I wanted to prove this with induction and I was a little unsure of how to express this problem in the inductive step and whether I had the right cases and if I had shown them correctly.

Base case: n=2:

P(2) holds as a woman (front of line) will be directly in front of the man at the back of line since there are only 2 people.

Inductive hypothesis:

Assume P(k) holds for some integer k >= 2 there will be a woman directly in front of a man somewhere in the line, where the kth person is at the back of the line.

Inductive step:

Assuming P(k) holds, show P(k+1) holds too:

In a group of k+1 people consider the cases: (this is where I am slightly unsure)

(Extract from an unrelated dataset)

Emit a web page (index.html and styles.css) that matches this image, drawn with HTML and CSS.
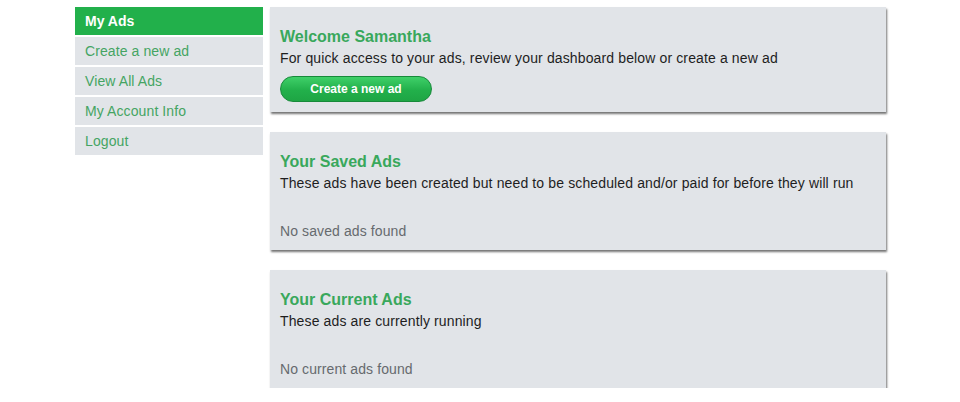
FILE: index.html
```html
<!DOCTYPE html>
<html>
<head>
<meta charset="utf-8">
<link rel="stylesheet" href="styles.css">
</head>
<body>
<div class="page">
  <nav class="sidebar">
    <div class="nav-title">My Ads</div>
    <a class="nav-item" href="#">Create a new ad</a>
    <a class="nav-item" href="#">View All Ads</a>
    <a class="nav-item" href="#">My Account Info</a>
    <a class="nav-item" href="#">Logout</a>
  </nav>
  <main class="main">
    <section class="panel">
      <h2 class="panel-title">Welcome Samantha</h2>
      <p class="panel-desc">For quick access to your ads, review your dashboard below or create a new ad</p>
      <a class="btn" href="#">Create a new ad</a>
    </section>
    <section class="panel panel-list">
      <h2 class="panel-title">Your Saved Ads</h2>
      <p class="panel-desc">These ads have been created but need to be scheduled and/or paid for before they will run</p>
      <p class="panel-empty">No saved ads found</p>
    </section>
    <section class="panel panel-list">
      <h2 class="panel-title">Your Current Ads</h2>
      <p class="panel-desc">These ads are currently running</p>
      <p class="panel-empty">No current ads found</p>
    </section>
  </main>
</div>
</body>
</html>
```
FILE: styles.css
```css
html, body {
  margin: 0;
  padding: 0;
  background: #ffffff;
  font-family: "Liberation Sans", Arial, sans-serif;
}
.page {
  display: flex;
  align-items: flex-start;
  gap: 7px;
  padding: 7px 0 0 75px;
}
.sidebar {
  width: 188px;
  display: flex;
  flex-direction: column;
  gap: 2px;
}
.nav-title {
  background: #22b04b;
  color: #ffffff;
  font-weight: bold;
  font-size: 14px;
  height: 28px;
  line-height: 28px;
  padding: 0 10px;
}
.nav-item {
  display: block;
  background: #e1e4e8;
  color: #45a463;
  font-size: 14px;
  height: 28px;
  line-height: 28px;
  padding: 0 10px;
  text-decoration: none;
  letter-spacing: 0.1px;
}
.main {
  width: 616px;
  display: flex;
  flex-direction: column;
  gap: 20px;
}
.panel {
  background: #e1e4e8;
  padding: 20px 10px 10px;
  box-shadow: 1px 2px 2px rgba(0, 0, 0, 0.55);
}
.panel-list {
  padding-bottom: 11px;
}
.panel-title {
  margin: 0;
  color: #39a85c;
  font-size: 16px;
  font-weight: bold;
  line-height: 19px;
}
.panel-desc {
  margin: 4px 0 0;
  color: #1e1e1e;
  font-size: 14px;
  line-height: 16px;
  letter-spacing: 0.13px;
}
.panel-empty {
  margin: 32px 0 0;
  color: #666a6e;
  font-size: 14px;
  line-height: 16px;
  letter-spacing: 0.1px;
}
.btn {
  display: inline-block;
  margin-top: 10px;
  width: 150px;
  height: 24px;
  line-height: 24px;
  text-align: center;
  color: #ffffff;
  font-size: 12px;
  font-weight: bold;
  text-decoration: none;
  border: 1px solid #178a3a;
  border-radius: 13px;
  background: linear-gradient(#3fd069, #22b04b 55%, #1ea544);
}
```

(1) There are k males and 1 female

(2) There are k females and 1 male

  • Case (1):

If there are k males and 1 female, k males will always be behind the 1 female at the front by the rule in the statement and so the 2nd male from the front will be directly behind the female at the front and so there is always at least one case where a female is directly in front of a male while there are k males and 1 female in a group of k+1 people

  • Case (2):

If there are k females and 1 male, k females will always be in front of the 1 male at the back of the line by the rule of the statement and so the kth person who is a female will be directly in front of the k+1 person who is a male.

So in both cases there will always be at least one case where a female is directly in front of a male in a line of k + 1 people which concludes the inductive step.

As mentioned, I'm unsure if I've included the correct and all cases necessary in the inductive step and if I've explained them correctly for this proof. Could you verify and provide any pointers?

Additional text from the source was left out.